-- begin --

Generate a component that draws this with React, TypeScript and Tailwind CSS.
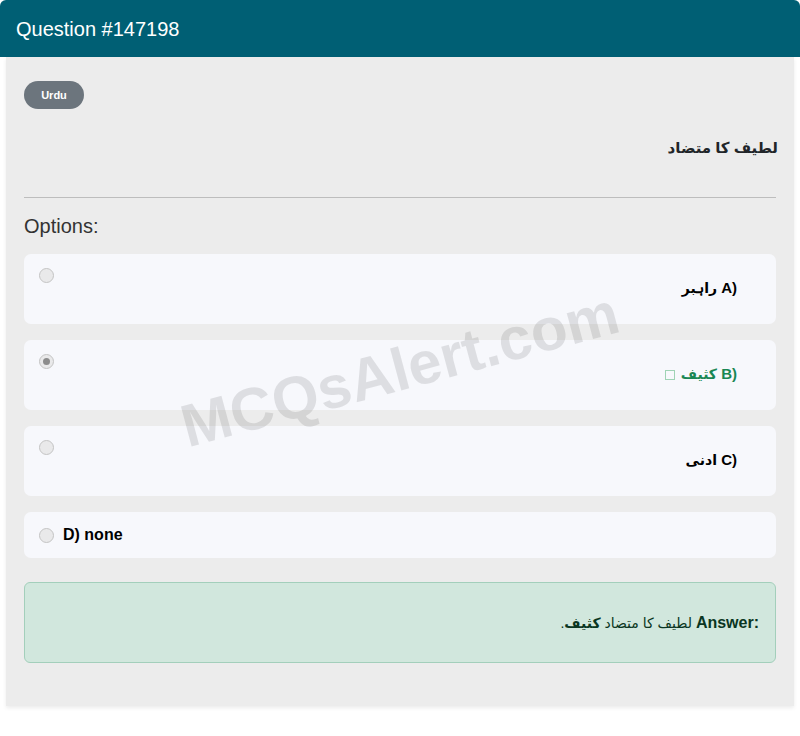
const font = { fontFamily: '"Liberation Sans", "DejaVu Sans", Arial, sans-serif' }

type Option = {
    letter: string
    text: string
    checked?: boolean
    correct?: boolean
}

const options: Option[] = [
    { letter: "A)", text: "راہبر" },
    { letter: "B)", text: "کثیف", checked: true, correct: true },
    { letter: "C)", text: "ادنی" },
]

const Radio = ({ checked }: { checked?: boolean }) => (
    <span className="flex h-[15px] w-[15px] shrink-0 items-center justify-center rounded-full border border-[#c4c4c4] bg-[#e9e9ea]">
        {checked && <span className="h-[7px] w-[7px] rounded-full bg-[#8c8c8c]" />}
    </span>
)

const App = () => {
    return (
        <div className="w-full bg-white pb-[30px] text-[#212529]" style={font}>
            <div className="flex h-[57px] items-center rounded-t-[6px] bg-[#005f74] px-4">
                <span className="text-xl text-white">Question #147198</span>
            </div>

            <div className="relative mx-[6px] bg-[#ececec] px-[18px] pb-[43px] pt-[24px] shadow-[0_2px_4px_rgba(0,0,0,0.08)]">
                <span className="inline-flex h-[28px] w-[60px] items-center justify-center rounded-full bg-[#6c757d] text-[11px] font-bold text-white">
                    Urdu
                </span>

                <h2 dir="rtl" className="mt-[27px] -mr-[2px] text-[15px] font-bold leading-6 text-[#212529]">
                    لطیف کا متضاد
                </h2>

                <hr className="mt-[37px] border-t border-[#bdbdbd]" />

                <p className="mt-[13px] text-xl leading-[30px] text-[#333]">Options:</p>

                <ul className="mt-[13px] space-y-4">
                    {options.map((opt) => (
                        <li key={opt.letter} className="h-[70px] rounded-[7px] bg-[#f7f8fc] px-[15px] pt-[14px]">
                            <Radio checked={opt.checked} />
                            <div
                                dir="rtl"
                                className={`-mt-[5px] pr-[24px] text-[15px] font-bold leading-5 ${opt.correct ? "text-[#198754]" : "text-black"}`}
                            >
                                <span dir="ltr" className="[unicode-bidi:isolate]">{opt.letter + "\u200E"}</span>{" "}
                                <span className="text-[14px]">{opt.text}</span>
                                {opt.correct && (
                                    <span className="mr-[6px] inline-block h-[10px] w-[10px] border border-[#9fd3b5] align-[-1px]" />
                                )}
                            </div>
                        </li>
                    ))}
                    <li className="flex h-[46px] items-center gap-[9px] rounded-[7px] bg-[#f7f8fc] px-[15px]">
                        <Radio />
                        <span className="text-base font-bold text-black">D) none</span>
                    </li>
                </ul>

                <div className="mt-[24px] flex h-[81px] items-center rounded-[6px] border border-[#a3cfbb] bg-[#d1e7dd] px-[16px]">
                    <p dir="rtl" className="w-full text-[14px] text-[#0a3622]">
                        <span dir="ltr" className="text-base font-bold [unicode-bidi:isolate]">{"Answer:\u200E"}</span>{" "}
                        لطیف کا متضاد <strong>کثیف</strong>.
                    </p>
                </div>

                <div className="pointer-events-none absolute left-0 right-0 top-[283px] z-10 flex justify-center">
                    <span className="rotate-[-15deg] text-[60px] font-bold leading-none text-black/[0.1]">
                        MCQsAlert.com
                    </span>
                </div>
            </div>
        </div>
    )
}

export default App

-- end --

## Exercise brief
Without the pictures, print the whole listing exactly as given.

## Task output
Generate a component that draws this with React, TypeScript and Tailwind CSS.
const font = { fontFamily: '"Liberation Sans", "DejaVu Sans", Arial, sans-serif' }

type Option = {
    letter: string
    text: string
    checked?: boolean
    correct?: boolean
}

const options: Option[] = [
    { letter: "A)", text: "راہبر" },
    { letter: "B)", text: "کثیف", checked: true, correct: true },
    { letter: "C)", text: "ادنی" },
]

const Radio = ({ checked }: { checked?: boolean }) => (
    <span className="flex h-[15px] w-[15px] shrink-0 items-center justify-center rounded-full border border-[#c4c4c4] bg-[#e9e9ea]">
        {checked && <span className="h-[7px] w-[7px] rounded-full bg-[#8c8c8c]" />}
    </span>
)

const App = () => {
    return (
        <div className="w-full bg-white pb-[30px] text-[#212529]" style={font}>
            <div className="flex h-[57px] items-center rounded-t-[6px] bg-[#005f74] px-4">
                <span className="text-xl text-white">Question #147198</span>
            </div>

            <div className="relative mx-[6px] bg-[#ececec] px-[18px] pb-[43px] pt-[24px] shadow-[0_2px_4px_rgba(0,0,0,0.08)]">
                <span className="inline-flex h-[28px] w-[60px] items-center justify-center rounded-full bg-[#6c757d] text-[11px] font-bold text-white">
                    Urdu
                </span>

                <h2 dir="rtl" className="mt-[27px] -mr-[2px] text-[15px] font-bold leading-6 text-[#212529]">
                    لطیف کا متضاد
                </h2>

                <hr className="mt-[37px] border-t border-[#bdbdbd]" />

                <p className="mt-[13px] text-xl leading-[30px] text-[#333]">Options:</p>

                <ul className="mt-[13px] space-y-4">
                    {options.map((opt) => (
                        <li key={opt.letter} className="h-[70px] rounded-[7px] bg-[#f7f8fc] px-[15px] pt-[14px]">
                            <Radio checked={opt.checked} />
                            <div
                                dir="rtl"
                                className={`-mt-[5px] pr-[24px] text-[15px] font-bold leading-5 ${opt.correct ? "text-[#198754]" : "text-black"}`}
                            >
                                <span dir="ltr" className="[unicode-bidi:isolate]">{opt.letter + "\u200E"}</span>{" "}
                                <span className="text-[14px]">{opt.text}</span>
                                {opt.correct && (
                                    <span className="mr-[6px] inline-block h-[10px] w-[10px] border border-[#9fd3b5] align-[-1px]" />
                                )}
                            </div>
                        </li>
                    ))}
                    <li className="flex h-[46px] items-center gap-[9px] rounded-[7px] bg-[#f7f8fc] px-[15px]">
                        <Radio />
                        <span className="text-base font-bold text-black">D) none</span>
                    </li>
                </ul>

                <div className="mt-[24px] flex h-[81px] items-center rounded-[6px] border border-[#a3cfbb] bg-[#d1e7dd] px-[16px]">
                    <p dir="rtl" className="w-full text-[14px] text-[#0a3622]">
                        <span dir="ltr" className="text-base font-bold [unicode-bidi:isolate]">{"Answer:\u200E"}</span>{" "}
                        لطیف کا متضاد <strong>کثیف</strong>.
                    </p>
                </div>

                <div className="pointer-events-none absolute left-0 right-0 top-[283px] z-10 flex justify-center">
                    <span className="rotate-[-15deg] text-[60px] font-bold leading-none text-black/[0.1]">
                        MCQsAlert.com
                    </span>
                </div>
            </div>
        </div>
    )
}

export default App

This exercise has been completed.